§ Given information
____
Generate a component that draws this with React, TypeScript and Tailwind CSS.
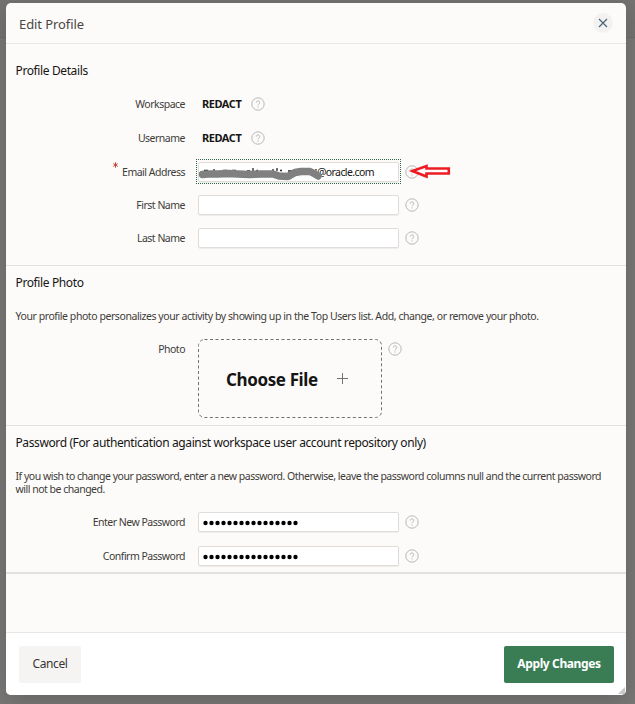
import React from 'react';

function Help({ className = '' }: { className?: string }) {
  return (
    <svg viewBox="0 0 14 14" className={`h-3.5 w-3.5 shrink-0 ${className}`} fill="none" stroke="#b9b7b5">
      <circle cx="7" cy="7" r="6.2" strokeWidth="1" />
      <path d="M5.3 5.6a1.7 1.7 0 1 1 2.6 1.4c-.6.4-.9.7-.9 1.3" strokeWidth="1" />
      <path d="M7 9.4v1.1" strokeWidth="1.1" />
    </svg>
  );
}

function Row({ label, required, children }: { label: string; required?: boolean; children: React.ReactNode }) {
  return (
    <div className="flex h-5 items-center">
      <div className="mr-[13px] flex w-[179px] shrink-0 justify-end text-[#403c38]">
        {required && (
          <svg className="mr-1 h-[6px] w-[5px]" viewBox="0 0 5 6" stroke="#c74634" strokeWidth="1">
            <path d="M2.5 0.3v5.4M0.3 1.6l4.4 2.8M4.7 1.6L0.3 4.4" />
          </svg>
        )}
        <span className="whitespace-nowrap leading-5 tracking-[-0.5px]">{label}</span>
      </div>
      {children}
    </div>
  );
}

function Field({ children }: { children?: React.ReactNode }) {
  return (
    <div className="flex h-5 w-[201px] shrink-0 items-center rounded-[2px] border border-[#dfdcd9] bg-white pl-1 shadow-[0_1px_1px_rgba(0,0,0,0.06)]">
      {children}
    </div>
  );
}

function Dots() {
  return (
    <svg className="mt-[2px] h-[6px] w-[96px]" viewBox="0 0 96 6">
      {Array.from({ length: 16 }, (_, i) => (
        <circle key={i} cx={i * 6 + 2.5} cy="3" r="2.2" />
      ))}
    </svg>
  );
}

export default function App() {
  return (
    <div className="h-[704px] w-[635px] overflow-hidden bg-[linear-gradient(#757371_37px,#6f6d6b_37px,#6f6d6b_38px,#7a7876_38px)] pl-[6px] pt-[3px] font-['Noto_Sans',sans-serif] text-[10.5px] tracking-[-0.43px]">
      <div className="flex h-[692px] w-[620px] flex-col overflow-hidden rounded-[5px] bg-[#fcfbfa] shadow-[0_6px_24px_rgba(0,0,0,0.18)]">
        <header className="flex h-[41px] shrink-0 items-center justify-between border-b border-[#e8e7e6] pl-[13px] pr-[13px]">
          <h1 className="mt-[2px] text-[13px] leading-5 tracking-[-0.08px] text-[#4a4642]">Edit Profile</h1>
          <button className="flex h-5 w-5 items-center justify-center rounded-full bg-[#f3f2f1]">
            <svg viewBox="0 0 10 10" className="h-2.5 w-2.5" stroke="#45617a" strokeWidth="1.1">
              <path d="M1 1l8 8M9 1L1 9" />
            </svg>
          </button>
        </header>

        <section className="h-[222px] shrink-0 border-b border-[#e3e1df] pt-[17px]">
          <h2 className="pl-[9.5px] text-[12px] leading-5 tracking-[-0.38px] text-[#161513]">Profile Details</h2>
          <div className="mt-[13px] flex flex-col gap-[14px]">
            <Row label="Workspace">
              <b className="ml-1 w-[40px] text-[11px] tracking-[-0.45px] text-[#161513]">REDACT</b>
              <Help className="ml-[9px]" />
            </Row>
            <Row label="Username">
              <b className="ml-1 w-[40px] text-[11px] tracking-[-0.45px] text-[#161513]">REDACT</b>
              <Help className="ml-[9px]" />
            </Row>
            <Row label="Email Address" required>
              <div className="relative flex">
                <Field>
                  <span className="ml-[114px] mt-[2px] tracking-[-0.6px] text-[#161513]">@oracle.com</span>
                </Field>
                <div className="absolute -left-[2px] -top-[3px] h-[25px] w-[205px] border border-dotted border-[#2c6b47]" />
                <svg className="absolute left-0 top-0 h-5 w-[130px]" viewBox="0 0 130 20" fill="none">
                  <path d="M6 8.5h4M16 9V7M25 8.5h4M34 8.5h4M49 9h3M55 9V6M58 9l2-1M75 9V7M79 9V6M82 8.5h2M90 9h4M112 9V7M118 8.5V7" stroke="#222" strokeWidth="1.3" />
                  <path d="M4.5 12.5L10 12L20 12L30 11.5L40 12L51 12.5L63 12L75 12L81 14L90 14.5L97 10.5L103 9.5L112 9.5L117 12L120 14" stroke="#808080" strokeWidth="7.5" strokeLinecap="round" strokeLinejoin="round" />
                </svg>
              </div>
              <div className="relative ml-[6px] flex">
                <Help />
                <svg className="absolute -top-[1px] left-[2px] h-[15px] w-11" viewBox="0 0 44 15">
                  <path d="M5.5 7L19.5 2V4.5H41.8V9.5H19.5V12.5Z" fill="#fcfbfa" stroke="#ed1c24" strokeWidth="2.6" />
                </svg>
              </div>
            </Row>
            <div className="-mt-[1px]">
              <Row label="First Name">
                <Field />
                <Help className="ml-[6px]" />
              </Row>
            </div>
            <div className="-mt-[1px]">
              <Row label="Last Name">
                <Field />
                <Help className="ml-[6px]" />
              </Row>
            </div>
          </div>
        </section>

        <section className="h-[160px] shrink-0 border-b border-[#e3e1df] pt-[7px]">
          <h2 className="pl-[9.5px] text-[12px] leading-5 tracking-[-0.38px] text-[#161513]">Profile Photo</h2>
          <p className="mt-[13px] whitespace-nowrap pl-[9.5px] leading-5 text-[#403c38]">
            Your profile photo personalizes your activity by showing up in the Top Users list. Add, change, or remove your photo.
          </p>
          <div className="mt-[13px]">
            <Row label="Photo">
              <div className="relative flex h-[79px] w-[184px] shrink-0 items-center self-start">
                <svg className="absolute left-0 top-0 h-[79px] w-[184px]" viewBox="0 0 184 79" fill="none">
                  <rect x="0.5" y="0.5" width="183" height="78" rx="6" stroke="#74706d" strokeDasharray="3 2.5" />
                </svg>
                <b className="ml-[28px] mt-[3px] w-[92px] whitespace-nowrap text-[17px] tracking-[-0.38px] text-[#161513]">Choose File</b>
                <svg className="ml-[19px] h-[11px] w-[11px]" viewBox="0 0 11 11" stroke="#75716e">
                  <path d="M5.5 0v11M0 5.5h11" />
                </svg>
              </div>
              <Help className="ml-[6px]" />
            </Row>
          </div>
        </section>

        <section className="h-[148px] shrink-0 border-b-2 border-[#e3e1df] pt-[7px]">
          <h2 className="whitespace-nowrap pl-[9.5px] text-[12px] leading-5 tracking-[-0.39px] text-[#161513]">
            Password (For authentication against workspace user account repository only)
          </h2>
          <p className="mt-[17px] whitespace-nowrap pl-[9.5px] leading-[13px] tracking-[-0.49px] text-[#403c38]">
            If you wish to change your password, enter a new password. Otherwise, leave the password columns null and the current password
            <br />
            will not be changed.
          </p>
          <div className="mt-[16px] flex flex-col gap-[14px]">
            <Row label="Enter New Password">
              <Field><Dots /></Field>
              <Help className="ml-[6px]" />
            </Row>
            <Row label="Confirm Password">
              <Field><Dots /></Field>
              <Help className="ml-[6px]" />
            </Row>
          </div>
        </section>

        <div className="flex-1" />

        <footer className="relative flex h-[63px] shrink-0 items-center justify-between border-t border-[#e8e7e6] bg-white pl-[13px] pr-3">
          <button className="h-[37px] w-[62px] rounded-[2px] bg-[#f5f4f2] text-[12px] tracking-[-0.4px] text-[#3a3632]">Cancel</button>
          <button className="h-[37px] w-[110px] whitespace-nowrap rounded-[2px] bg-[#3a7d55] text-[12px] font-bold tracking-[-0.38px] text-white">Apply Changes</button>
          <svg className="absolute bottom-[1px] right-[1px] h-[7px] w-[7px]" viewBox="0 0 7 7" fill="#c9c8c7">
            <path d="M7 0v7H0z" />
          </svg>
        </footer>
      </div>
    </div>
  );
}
____
§ Exercise brief
Above is a listing; report how many of its lines include the word "React", giving the number only.

§ Final result
4